The name of the package is used to resolve resources from inside the
package or the folder the module is contained in depending on if the
package parameter resolves to an actual python package (a folder with
an :file:`__init__.py` file inside) or a standard module (just a ``.py`` file).
For more information about resource loading, see :func:`open_resource`.
"""
......
def run(
self,
host: t.Optional[str] = None,
port: t.Optional[int] = None,
debug: t.Optional[bool] = None,
load_dotenv: bool = True,
**options: t.Any,
) -> None:
# Change this into a no-op if the server is invoked from the
# command line. Have a look at cli.py for more information.
......
......
server_name = self.config.get("SERVER_NAME")
sn_host = sn_port = None
if server_name:
sn_host, _, sn_port = server_name.partition(":") # 根据server name获取监听的主机和端口
if not host:
if sn_host:
host = sn_host
else:
host = "127.0.0.1"
if port or port == 0:
port = int(port)
elif sn_port:
port = int(sn_port)
else:
port = 5000 # 默认端口,未指定端口且server name中未获取到端口信息时使用默认端口
options.setdefault("use_reloader", self.debug)
options.setdefault("use_debugger", self.debug)
options.setdefault("threaded", True)
cli.show_server_banner(self.env, self.debug, self.name, False) # 打印flask banner信息
from werkzeug.serving import run_simple
try:
run_simple(t.cast(str, host), port, self, **options) # 通过该方法启动wsgi服务端
finally:
# reset the first request information if the development server
# reset normally. This makes it possible to restart the server
# without reloader and that stuff from an interactive shell.

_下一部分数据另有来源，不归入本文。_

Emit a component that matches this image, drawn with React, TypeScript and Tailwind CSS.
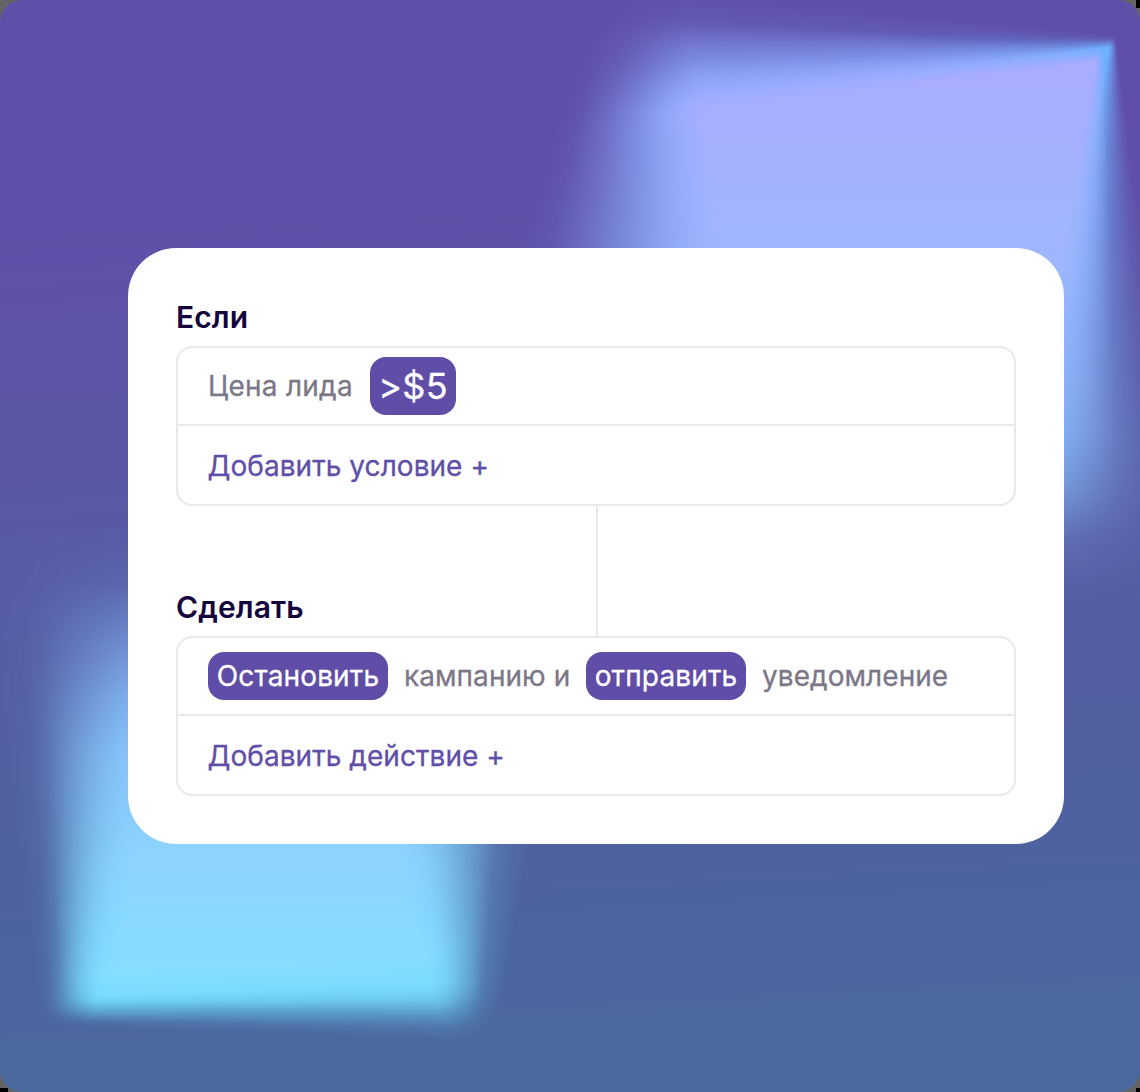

self._got_first_request = False
由以上代码可以看出,在flask的run方法中,主要是根据配置项获取启动server所需的必要参数,主要包含以下几个步骤:
- 根据配置文件获取server_name配置项,并根据配置项获取host和port信息
- 根据是否指定host和port信息,来获取是否使用默认端口和监听本地地址
- 通过调用werkzeug.serving包中的run_simple方法启动server
1.2 启动服务端(run_simple方法)
在这里我们需要关注一下run_simple的入参和处理过程,以下是run_simple方法的具体实现过程:
def run_simple(
hostname: str,
port: int,
application: "WSGIApplication",
use_reloader: bool = False,
use_debugger: bool = False,
use_evalex: bool = True,
extra_files: t.Optional[t.Iterable[str]] = None,
exclude_patterns: t.Optional[t.Iterable[str]] = None,
reloader_interval: int = 1,
reloader_type: str = "auto",
threaded: bool = False,
processes: int = 1,
request_handler: t.Optional[t.Type[WSGIRequestHandler]] = None,
static_files: t.Optional[t.Dict[str, t.Union[str, t.Tuple[str, str]]]] = None,
passthrough_errors: bool = False,
ssl_context: t.Optional[_TSSLContextArg] = None,
) -> None:
...... # 省略了端口校验、静态文件加载、debug模式加载等过程
srv = make_server(
hostname,
port,
application,
threaded,
processes,
request_handler,
passthrough_errors,
ssl_context,
fd=fd,
) # 工厂函数创建相应的server,主要包括ThreadedWSGIServer,ForkingWSGIServer,BaseWSGIServer三种服务端,在这里我们主要分析BaseWSGIServer的实现流程
if not is_running_from_reloader():
srv.log_startup()
_log("info", _ansi_style("Press CTRL+C to quit", "yellow"))
if use_reloader:
from ._reloader import run_with_reloader
run_with_reloader(
srv.serve_forever,
extra_files=extra_files,
exclude_patterns=exclude_patterns,
interval=reloader_interval,
reloader_type=reloader_type,
)
else:
srv.serve_forever()
这里BaseWSGIServer
存在一个继承关系:
BaseWSGIServer->server.HTTPServer->socketserver.TCPServer->socketserver.BaseServer
在make_server中根据配置项最终创建了一个BaseWSGIServer
的实例,所以我们直接看BaseWSGIServer
的__init__
方法:
class BaseWSGIServer(HTTPServer):
"""A WSGI server that that handles one request at a time.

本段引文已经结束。